Instructions for the task: Extract only the first line of the listing and every line after it up to and including the one with "w-full h-[38px] rounded-[5px]". Omit the pictures.

===== Data extract =====

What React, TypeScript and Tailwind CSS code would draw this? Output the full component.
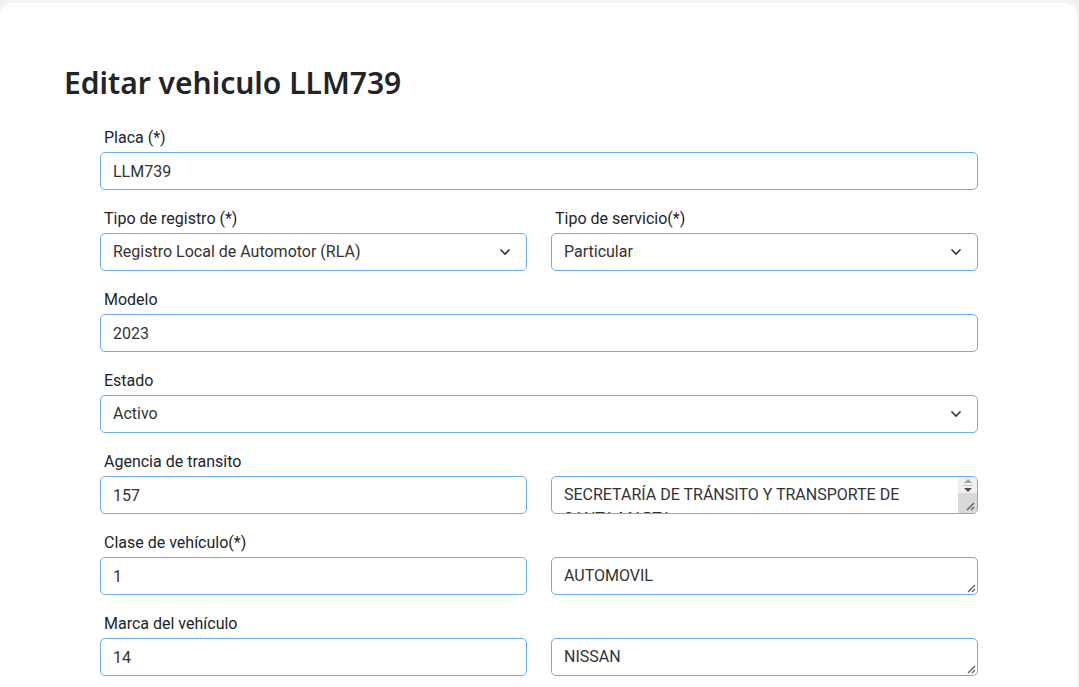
import React from "react";

const inputCls =
  "block w-full h-[38px] rounded-[5px] border border-[#6aaef0] bg-white px-3 text-[16px] text-[#333] outline-none";

function Label({ children }: { children: React.ReactNode }) {
  return (
    <label className="block h-6 pl-1 text-[16px] leading-6 text-[#212529] mb-0.5">
      {children}
    </label>
  );
}

function Chevron() {
  return (
    <svg
      width="12"
      height="8"
      viewBox="0 0 12 8"
      className="absolute right-[16px] top-[15px] pointer-events-none"
    >
      <path d="M1.5 1.5 6 6l4.5-4.5" fill="none" stroke="#333" strokeWidth="1.6" />
    </svg>
  );
}

function SelectBox({ value }: { value: string }) {
  return (
    <div className="relative">
      <div className={inputCls + " flex items-center pr-10"}>{value}</div>
      <Chevron />
    </div>
  );
}

function TextInput({ value }: { value: string }) {
  return <input readOnly value={value} className={inputCls} />;
}

function Grip() {
  return (
    <svg width="9" height="9" viewBox="0 0 9 9" className="absolute right-[2px] bottom-[2px]">
      <path d="M8 1 1 8M8 5 5 8" stroke="#555" strokeWidth="1.2" />
    </svg>
  );
}

function TextArea({ value, scroll }: { value: string; scroll?: boolean }) {
  return (
    <div className="relative">
      <textarea
        readOnly
        value={value}
        rows={1}
        className={
          "block w-full h-[38px] resize-none overflow-hidden rounded-[5px] border border-[#6aaef0] bg-white pl-3 py-[6px] text-[16px] leading-6 text-[#333] outline-none " +
          (scroll ? "pr-[30px]" : "pr-3")
        }
      />
      {scroll ? (
        <div className="absolute right-[1px] top-[1px] bottom-[1px] w-[19px] flex flex-col rounded-tr-[4px] rounded-br-[4px] overflow-hidden">
          <div className="h-[16px] bg-[#f0f0f0] flex flex-col items-center justify-center gap-[2px]">
            <svg width="8" height="4" viewBox="0 0 8 4">
              <path d="M0 4 4 0l4 4z" fill="#a3a3a3" />
            </svg>
            <div className="w-[11px] h-px bg-[#c8c8c8]" />
            <svg width="8" height="4" viewBox="0 0 8 4">
              <path d="M0 0h8L4 4z" fill="#505050" />
            </svg>
          </div>
          <div className="relative flex-1 bg-[#d9d9d9]">
            <Grip />
          </div>
        </div>
      ) : (
        <Grip />
      )}
    </div>
  );
}

export default function App() {
  return (
    <div
      className="min-h-[687px] bg-[#f3f3f3] pt-[3px] pr-[2px]"
      style={{ fontFamily: "Roboto, 'Liberation Sans', sans-serif" }}
    >
      <div className="min-h-[684px] rounded-t-xl bg-white pt-[60px]">
        <h1
          className="ml-[64px] text-[30px] font-semibold leading-10 text-[#212529]"
          style={{ fontFamily: "'Noto Sans', 'Open Sans', sans-serif" }}
        >
          Editar vehiculo LLM739
        </h1>
        <form className="ml-[100px] mt-[23px] w-[878px]">
          <div className="mb-[17px]">
            <Label>Placa (*)</Label>
            <TextInput value="LLM739" />
          </div>
          <div className="mb-[17px] grid grid-cols-2 gap-x-6">
            <div>
              <Label>Tipo de registro (*)</Label>
              <SelectBox value="Registro Local de Automotor (RLA)" />
            </div>
            <div>
              <Label>Tipo de servicio(*)</Label>
              <SelectBox value="Particular" />
            </div>
          </div>
          <div className="mb-[17px]">
            <Label>Modelo</Label>
            <TextInput value="2023" />
          </div>
          <div className="mb-[17px]">
            <Label>Estado</Label>
            <SelectBox value="Activo" />
          </div>
          <div className="mb-[17px]">
            <Label>Agencia de transito</Label>
            <div className="grid grid-cols-2 gap-x-6">
              <TextInput value="157" />
              <TextArea value="SECRETARÍA DE TRÁNSITO Y TRANSPORTE DE SANTA MARTA" scroll />
            </div>
          </div>
          <div className="mb-[17px]">
            <Label>Clase de vehículo(*)</Label>
            <div className="grid grid-cols-2 gap-x-6">
              <TextInput value="1" />
              <TextArea value="AUTOMOVIL" />
            </div>
          </div>
          <div className="mb-[17px]">
            <Label>Marca del vehículo</Label>
            <div className="grid grid-cols-2 gap-x-6">
              <TextInput value="14" />
              <TextArea value="NISSAN" />
            </div>
          </div>
        </form>
      </div>
    </div>
  );
}
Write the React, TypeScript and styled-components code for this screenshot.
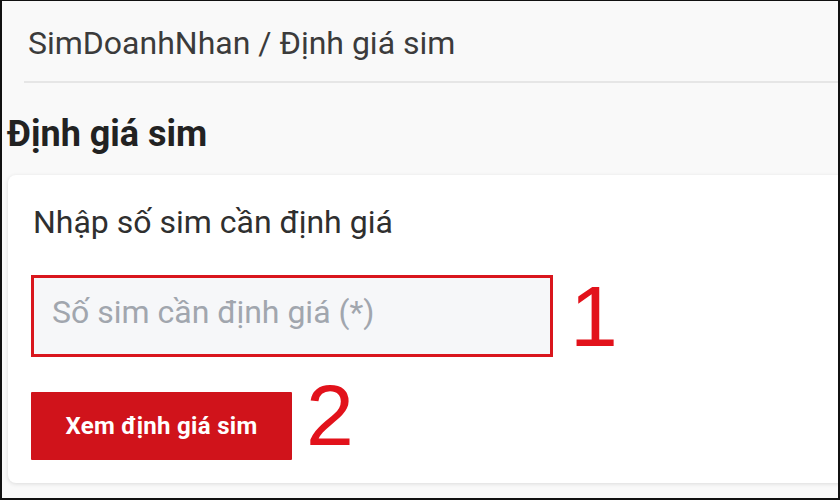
import styled, { createGlobalStyle } from "styled-components";

const GlobalStyle = createGlobalStyle`
  html, body {
    margin: 0;
    padding: 0;
    background: #ffffff;
  }
  * {
    box-sizing: border-box;
  }
`;

const StyledFrame = styled.div`
  width: 840px;
  height: 500px;
  overflow: hidden;
  border: 2px solid #111;
  border-top-width: 1px;
  background: #f9f9f9;
  font-family: Roboto, "Liberation Sans", Arial, sans-serif;
  display: flex;
  flex-direction: column;
`;

const StyledBreadcrumb = styled.nav`
  margin-left: 22px;
  height: 82px;
  flex-shrink: 0;
  padding: 4px 0 0 4px;
  display: flex;
  align-items: center;
  border-bottom: 2px solid #e6e6e6;
  font-size: 32px;
  color: #3b3b3b;
`;

const StyledTitle = styled.h1`
  margin: 0;
  flex-shrink: 0;
  padding: 29px 0 0 5px;
  height: 92px;
  font-size: 36px;
  font-weight: 700;
  color: #222;
  line-height: 44px;
`;

const StyledCard = styled.section`
  margin-left: 6px;
  width: 860px;
  height: 308px;
  flex-shrink: 0;
  background: #fff;
  border-radius: 8px;
  box-shadow: 0 1px 4px rgba(0, 0, 0, 0.12);
  padding: 27px 0 0 23px;
  display: flex;
  flex-direction: column;
`;

const StyledLabel = styled.p`
  margin: 0 0 0 2px;
  font-size: 32px;
  line-height: 40px;
  color: #2f2f2f;
`;

const StyledRow = styled.div<{ $top: number }>`
  display: flex;
  align-items: center;
  margin-top: ${({ $top }) => $top}px;
`;

const StyledInputFrame = styled.div`
  width: 522px;
  height: 82px;
  border: 3px solid #d9161d;
  background: #f6f7f9;
  display: flex;
  align-items: center;
`;

const StyledInput = styled.input`
  width: 100%;
  height: 100%;
  border: none;
  outline: none;
  background: transparent;
  padding: 0 0 8px 18px;
  font-family: Roboto, "Liberation Sans", Arial, sans-serif;
  font-size: 32px;
  color: #333;

  &::placeholder {
    color: #a1a6ae;
  }
`;

const StyledButton = styled.button`
  width: 261px;
  height: 68px;
  margin-top: 2px;
  border: none;
  border-radius: 1px;
  background: #d0131b;
  color: #fff;
  font-family: Roboto, "Liberation Sans", Arial, sans-serif;
  font-size: 24px;
  font-weight: 700;
  letter-spacing: 0.3px;
  cursor: pointer;
`;

const StyledMark = styled.span<{ $gap: number; $lift: number }>`
  margin-left: ${({ $gap }) => $gap}px;
  margin-bottom: ${({ $lift }) => $lift * 2}px;
  font-family: "Liberation Sans", Arial, sans-serif;
  font-size: 86px;
  line-height: 40px;
  color: #e2121b;
`;

export default function App() {
  return (
    <>
      <GlobalStyle />
      <StyledFrame>
        <StyledBreadcrumb>SimDoanhNhan / Định giá sim</StyledBreadcrumb>
        <StyledTitle>Định giá sim</StyledTitle>
        <StyledCard>
          <StyledLabel>Nhập số sim cần định giá</StyledLabel>
          <StyledRow $top={33}>
            <StyledInputFrame>
              <StyledInput placeholder="Số sim cần định giá (*)" />
            </StyledInputFrame>
            <StyledMark $gap={17} $lift={0}>
              1
            </StyledMark>
          </StyledRow>
          <StyledRow $top={33}>
            <StyledButton>Xem định giá sim</StyledButton>
            <StyledMark $gap={14} $lift={10}>
              2
            </StyledMark>
          </StyledRow>
        </StyledCard>
      </StyledFrame>
    </>
  );
}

=====

Result for this task:
What React, TypeScript and Tailwind CSS code would draw this? Output the full component.
import React from "react";

const inputCls =
  "block w-full h-[38px] rounded-[5px] border border-[#6aaef0] bg-white px-3 text-[16px] text-[#333] outline-none";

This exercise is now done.